2. The transition zone (no man’s land): This match will be decided between the baseline and the service line. Paul wants to move forward; Dalla Valle wants to push him back. Watch the half-volleys. Paul’s ability to hit a dipping half-volley on the run will frustrate the Italian’s depth. Conversely, if Dalla Valle can consistently land his groundstrokes at Paul’s feet, he will freeze the Briton’s forward momentum.

3. The deuce-side crosscourt forehand: This is Dalla Valle’s safety shot. He will grind this pattern until Paul cracks. Paul’s defence? He must occasionally come to the net behind a down-the-line backhand, changing the angle completely. If Paul is passive in this exchange, he loses every long rally.

Match Scenario and Prediction

Expect a first set defined by caution and length. Dalla Valle will try to establish his forehand patterns from the first ball, while Paul will test the Italian’s net coverage with low slices and occasional drop shots. The humidity will be a factor; any set lasting over 50 minutes will favour the younger, fitter Paul. The key metric is second-serve return points won. If Paul exceeds 54% in that category, he will break at least twice.

Dalla Valle’s best chance is a 6-4, 7-5 win, serving exceptionally well.
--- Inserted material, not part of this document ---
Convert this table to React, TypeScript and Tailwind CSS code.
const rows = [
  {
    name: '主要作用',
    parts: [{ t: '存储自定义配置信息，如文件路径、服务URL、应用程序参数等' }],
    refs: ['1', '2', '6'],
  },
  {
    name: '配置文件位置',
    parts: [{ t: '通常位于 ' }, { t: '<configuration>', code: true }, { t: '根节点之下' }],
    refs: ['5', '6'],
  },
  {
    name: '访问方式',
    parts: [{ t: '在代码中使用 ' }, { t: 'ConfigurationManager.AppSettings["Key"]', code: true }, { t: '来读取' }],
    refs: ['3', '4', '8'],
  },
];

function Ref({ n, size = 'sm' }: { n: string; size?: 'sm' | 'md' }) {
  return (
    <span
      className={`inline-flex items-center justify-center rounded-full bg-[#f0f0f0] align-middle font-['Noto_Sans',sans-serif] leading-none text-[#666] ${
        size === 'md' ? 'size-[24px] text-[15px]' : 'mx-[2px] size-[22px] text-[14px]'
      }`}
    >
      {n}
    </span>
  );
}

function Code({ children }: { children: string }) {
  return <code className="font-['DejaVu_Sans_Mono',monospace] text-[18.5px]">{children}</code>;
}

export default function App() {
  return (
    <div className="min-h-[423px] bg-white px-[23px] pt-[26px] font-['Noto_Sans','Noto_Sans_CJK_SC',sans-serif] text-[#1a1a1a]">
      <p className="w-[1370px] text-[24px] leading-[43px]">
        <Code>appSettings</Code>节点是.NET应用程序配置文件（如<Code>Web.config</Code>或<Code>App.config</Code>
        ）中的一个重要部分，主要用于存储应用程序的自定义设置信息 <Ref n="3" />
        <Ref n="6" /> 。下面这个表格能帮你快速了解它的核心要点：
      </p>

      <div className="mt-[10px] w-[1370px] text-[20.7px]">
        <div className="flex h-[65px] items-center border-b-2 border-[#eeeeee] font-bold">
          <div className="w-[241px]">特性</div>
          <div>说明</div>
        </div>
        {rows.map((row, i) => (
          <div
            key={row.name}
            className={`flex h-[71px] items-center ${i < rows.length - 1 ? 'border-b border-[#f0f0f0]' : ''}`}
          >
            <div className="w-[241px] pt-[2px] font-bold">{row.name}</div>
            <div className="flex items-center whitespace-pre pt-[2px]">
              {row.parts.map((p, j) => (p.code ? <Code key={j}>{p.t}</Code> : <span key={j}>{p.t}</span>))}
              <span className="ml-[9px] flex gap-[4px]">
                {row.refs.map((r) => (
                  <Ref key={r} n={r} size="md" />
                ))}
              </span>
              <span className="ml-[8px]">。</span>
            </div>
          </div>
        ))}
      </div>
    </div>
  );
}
But the more probable scenario is Paul absorbing the early pressure, then exploiting the Italian’s drop in first-serve percentage midway through the second set. Paul’s comfort in tiebreaks (6-2 career record on clay in Challenger tiebreaks) is decisive.
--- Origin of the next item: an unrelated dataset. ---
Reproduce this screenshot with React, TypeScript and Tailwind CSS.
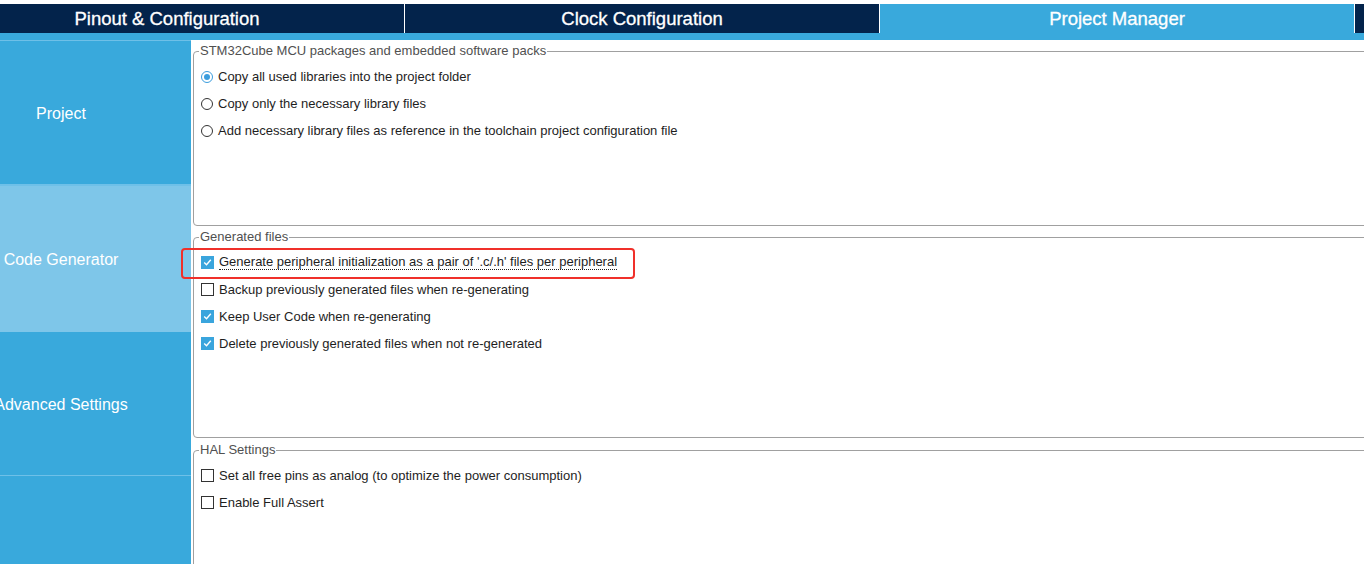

Prediction: Paul J in three sets (4-6, 7-5, 6-3). Total games: over 21.5. Expect Paul to win despite having fewer winners—his unforced error margin will make the difference.

Final Thoughts

This match answers one sharp question: can a classic Italian clay grinder hold off the modern pressure of a European all-courter when the surface is at its slowest? Dalla Valle has the home crowd and the textbook patterns. But Paul has the disruptive toolbox and rising confidence. When the Parma clay starts to kick up under tired legs on 15 June, expect Jack Paul to be the one still moving forward, not back. The upset is not just possible—it is likely.